16. We propose the creation of a non-recurrent commitment of $6.7 billion to meet the cash compensation payment. The Commissioner for Inland Revenue has advised that the exclusive telecommunications licence to HKTI is regarded as a capital asset of the company, and compensation to be payable to it by Government for the early surrender of the licence is of a capital nature which is not chargeable to profits tax under the Inland Revenue Ordinance. The question of grossing up the commitment to ensure receipt of $6.7 billion net of tax by the HKTI therefore does not arise.
17. Subject to Members' approval of this proposal, we will pay the compensation to HKTI in two equal instalments of $3.35 billion on 31 March 1998 and 1 July 1998 through supplementary provision under delegated authority.

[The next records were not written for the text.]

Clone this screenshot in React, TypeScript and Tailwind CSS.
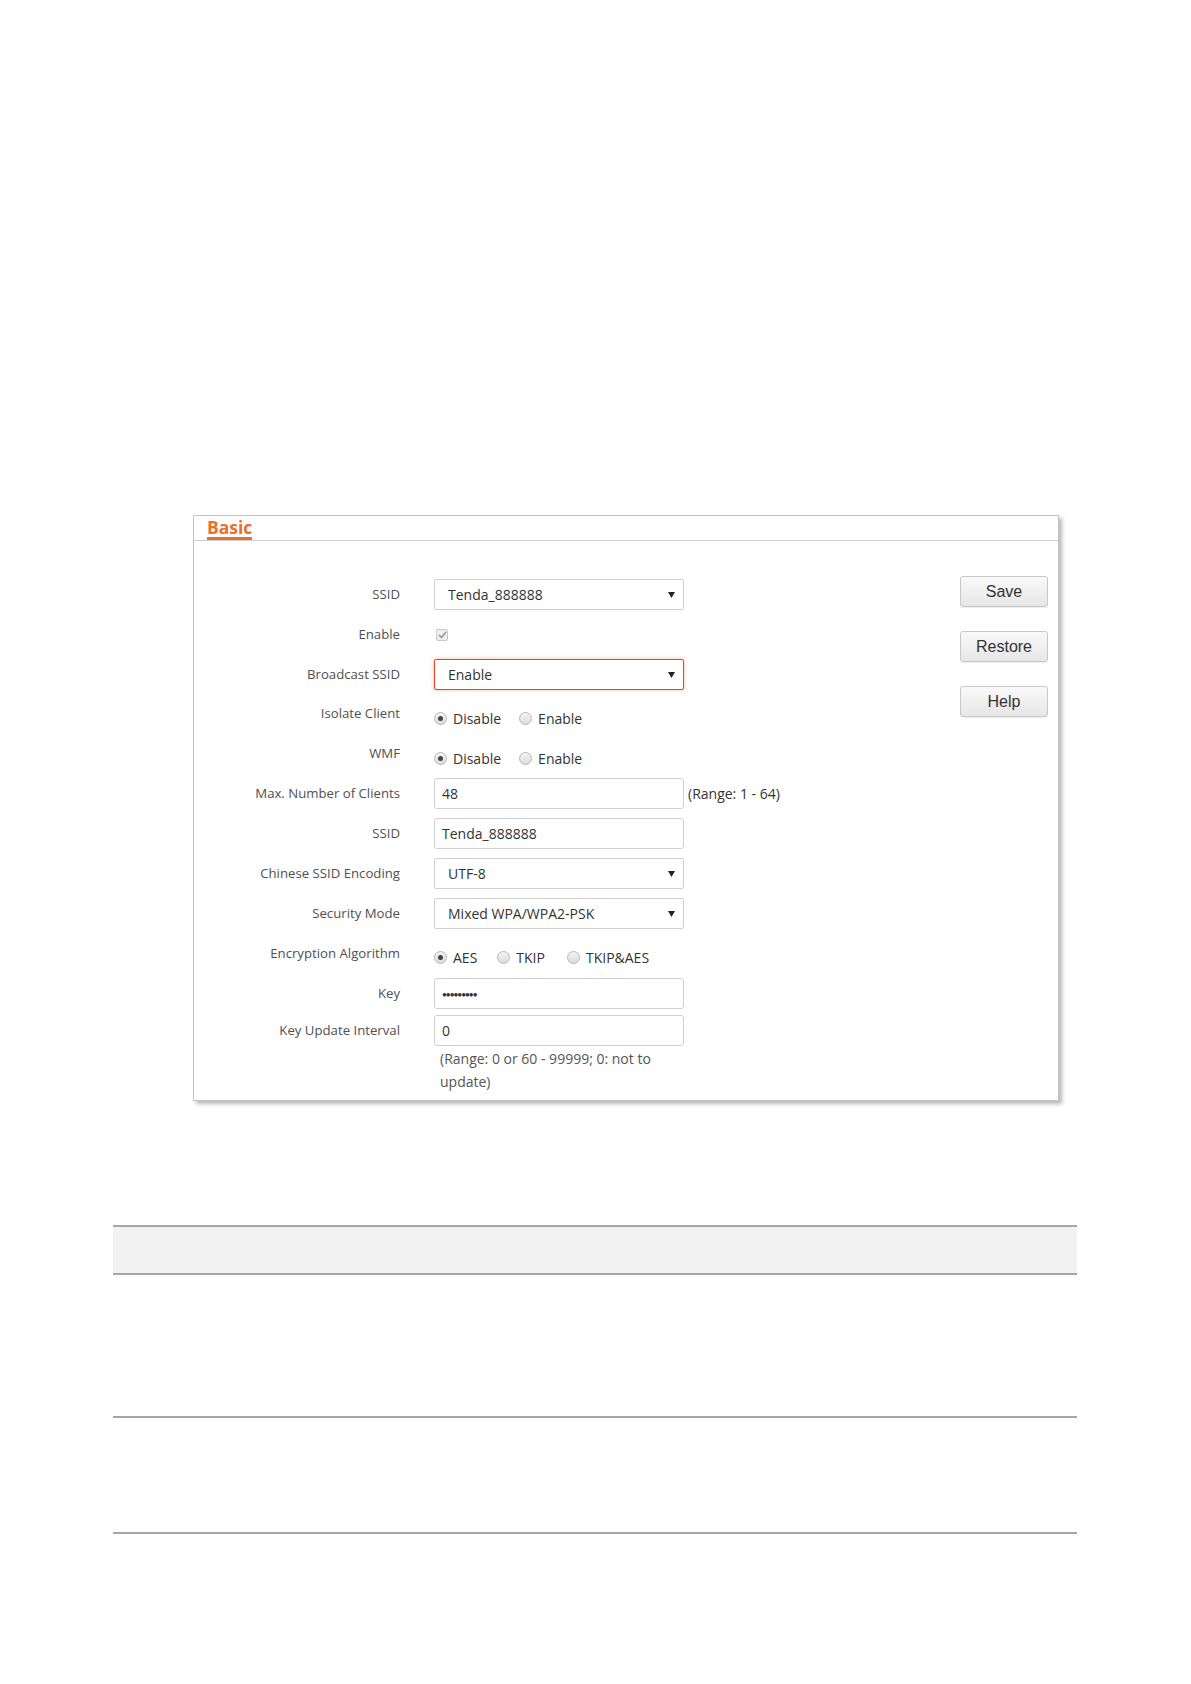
import React from "react";

const labelCls = "w-[206px] shrink-0 text-right text-[13.2px] text-[#505050]";
const ctrlText = "text-[14px] text-[#333]";

function Arrow() {
  return (
    <svg width="7" height="6" viewBox="0 0 7 6" className="absolute right-[8px] top-1/2 -translate-y-1/2">
      <path d="M0 0 L7 0 L3.5 6 Z" fill="#222" />
    </svg>
  );
}

function Select({ value, red }: { value: string; red?: boolean }) {
  return (
    <div
      className={
        "relative w-[250px] h-[31px] rounded-[2px] flex items-center pl-[13px] bg-white " +
        ctrlText +
        (red ? " border border-[#e8432f] shadow-[0_0_4px_rgba(240,150,80,0.6)]" : " border border-[#d0d0d0]")
      }
    >
      {value}
      <Arrow />
    </div>
  );
}

function Input({ value }: { value: string }) {
  return (
    <div className={"w-[250px] h-[31px] rounded-[3px] border border-[#d0d0d0] flex items-center pl-[7px] bg-white " + ctrlText}>
      {value}
    </div>
  );
}

function Radio({ checked }: { checked?: boolean }) {
  return (
    <span className="inline-flex w-[13px] h-[13px] rounded-full border border-[#b8b8b8] bg-gradient-to-b from-[#f4f4f4] to-[#dcdcdc] items-center justify-center shrink-0">
      {checked && <span className="w-[5px] h-[5px] rounded-full bg-[#444]" />}
    </span>
  );
}

function RadioGroup({ items, gaps }: { items: { label: string; checked?: boolean }[]; gaps: number[] }) {
  return (
    <div className="flex items-center">
      {items.map((it, i) => (
        <div key={it.label} className="flex items-center" style={{ marginLeft: i === 0 ? 0 : gaps[i - 1] }}>
          <Radio checked={it.checked} />
          <span className={"ml-[6px] " + ctrlText}>{it.label}</span>
        </div>
      ))}
    </div>
  );
}

function Btn({ children }: { children: React.ReactNode }) {
  return (
    <div className="w-[88px] h-[31px] rounded-[3px] border border-[#c8c8c8] bg-gradient-to-b from-[#fafafa] to-[#e6e6e6] flex items-center justify-center text-[16px] text-[#333] font-['Liberation_Sans',Arial,sans-serif] shadow-[0_1px_1px_rgba(0,0,0,0.08)]">
      {children}
    </div>
  );
}

function Row({ label, children, cls, labelCls2 }: { label?: string; children?: React.ReactNode; cls: string; labelCls2?: string }) {
  return (
    <div className={"flex items-center gap-[34px] " + cls}>
      <div className={labelCls + " " + (labelCls2 ?? "")}>{label}</div>
      {children}
    </div>
  );
}

export default function App() {
  return (
    <div className="w-[1191px] h-[1684px] bg-white font-['Open_Sans','Noto_Sans',sans-serif]">
      <div className="h-[515px]" />
      <div className="ml-[193px] w-[866px] h-[586px] border border-[#c4c4c4] shadow-[3px_3px_4px_rgba(0,0,0,0.28)] bg-white">
        <div className="h-[25px] border-b border-[#cfcfcf] pl-[13px] flex">
          <div className="relative text-[17.5px] font-bold text-[#e8702a] leading-[22px] h-[25px]">
            Basic
            <div className="absolute left-0 right-0 bottom-[1px] h-[3px] bg-[#e8702a]" />
          </div>
        </div>
        <div className="flex">
          <div className="flex flex-col pt-[38px]">
            <Row label="SSID" cls="h-[31px]">
              <Select value="Tenda_888888" />
            </Row>
            <Row label="Enable" cls="h-[49px]">
              <span className="w-[12px] h-[12px] ml-[2px] rounded-[2px] border border-[#c8c8c8] bg-[#eeeeee] flex items-center justify-center">
                <svg width="9" height="8" viewBox="0 0 9 8">
                  <path d="M1 4 L3.5 6.5 L8 1" stroke="#999" strokeWidth="1.6" fill="none" />
                </svg>
              </span>
            </Row>
            <Row label="Broadcast SSID" cls="h-[31px]">
              <Select value="Enable" red />
            </Row>
            <Row label="Isolate Client" cls="h-[40px] mt-[8px]" labelCls2="pb-[8px]">
              <RadioGroup items={[{ label: "Disable", checked: true }, { label: "Enable" }]} gaps={[18]} />
            </Row>
            <Row label="WMF" cls="h-[40px]" labelCls2="pb-[8px]">
              <RadioGroup items={[{ label: "Disable", checked: true }, { label: "Enable" }]} gaps={[18]} />
            </Row>
            <Row label="Max. Number of Clients" cls="h-[31px]">
              <div className="flex items-center">
                <Input value="48" />
                <span className={"ml-[4px] " + ctrlText}>(Range: 1 - 64)</span>
              </div>
            </Row>
            <Row label="SSID" cls="h-[31px] mt-[9px]">
              <Input value="Tenda_888888" />
            </Row>
            <Row label="Chinese SSID Encoding" cls="h-[31px] mt-[9px]">
              <Select value="UTF-8" />
            </Row>
            <Row label="Security Mode" cls="h-[31px] mt-[9px]">
              <Select value="Mixed WPA/WPA2-PSK" />
            </Row>
            <Row label="Encryption Algorithm" cls="h-[42px] mt-[7px]" labelCls2="pb-[7px]">
              <RadioGroup items={[{ label: "AES", checked: true }, { label: "TKIP" }, { label: "TKIP&AES" }]} gaps={[20, 22]} />
            </Row>
            <Row label="Key" cls="h-[31px]">
              <div className="w-[250px] h-[31px] rounded-[3px] border border-[#d0d0d0] flex items-center pl-[7px] bg-white text-[#333] text-[8px] tracking-[-1px]">
                ●●●●●●●●●
              </div>
            </Row>
            <Row label="Key Update Interval" cls="h-[31px] mt-[6px]">
              <Input value="0" />
            </Row>
            <div className="flex gap-[34px]">
              <div className="w-[206px] shrink-0" />
              <div className={"w-[250px] pl-[6px] leading-[23px] mt-[1px] " + ctrlText + " text-[#555]"}>
                (Range: 0 or 60 - 99999; 0: not to update)
              </div>
            </div>
          </div>
          <div className="ml-auto mr-[10px] pt-[35px] flex flex-col gap-[24px]">
            <Btn>Save</Btn>
            <Btn>Restore</Btn>
            <Btn>Help</Btn>
          </div>
        </div>
      </div>
      <div className="mt-[124px] ml-[113px] w-[964px]">
        <div className="h-[50px] bg-[#f2f2f2] border-t-2 border-b-2 border-[#a6a6a6]" />
        <div className="h-[143px] border-b-2 border-[#a6a6a6]" />
        <div className="h-[116px] border-b-2 border-[#a6a6a6]" />
      </div>
    </div>
  );
}
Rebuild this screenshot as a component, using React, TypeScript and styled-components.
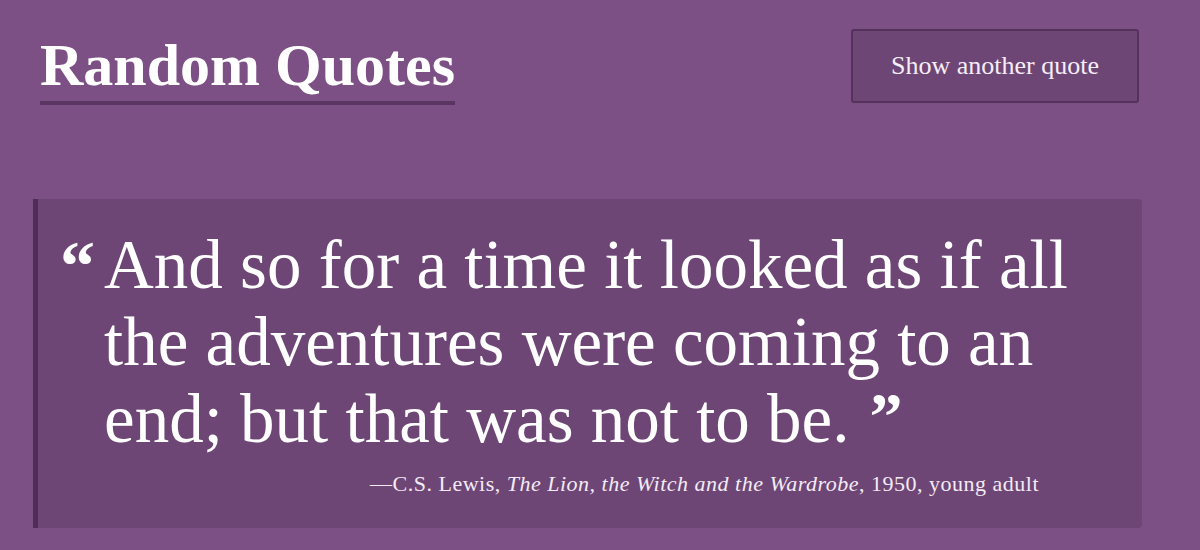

18. The background to the Agreement is given in Enclosures 1 to 3.. We briefed the PLC Economic Services and Information Policy Panels at a joint meeting on 9 February 1998.
Economic Services Bureau
(a) Full text of the Agreement is at Annex A to the Provisional Legislative Council Brief "Resolution of the Licence of Hong Kong Telecom International Limited" issued on 20 January 1998, now reproduced at Enclosure 1.
(b) Details are set out in PLC Brief, "Telephone Ordinance (Chapter 269) Telephone (Repeal) Regulation 1998" issued on 6 February 1998, now reproduced at Enclosure 2.
(c) Details are set out in the PLC Supplementary Brief "Surrender of the HKTI Licence, Financial Modelling and Fair Competition" issued on 27 on January 1998 , now reproduced at Enclosure 3.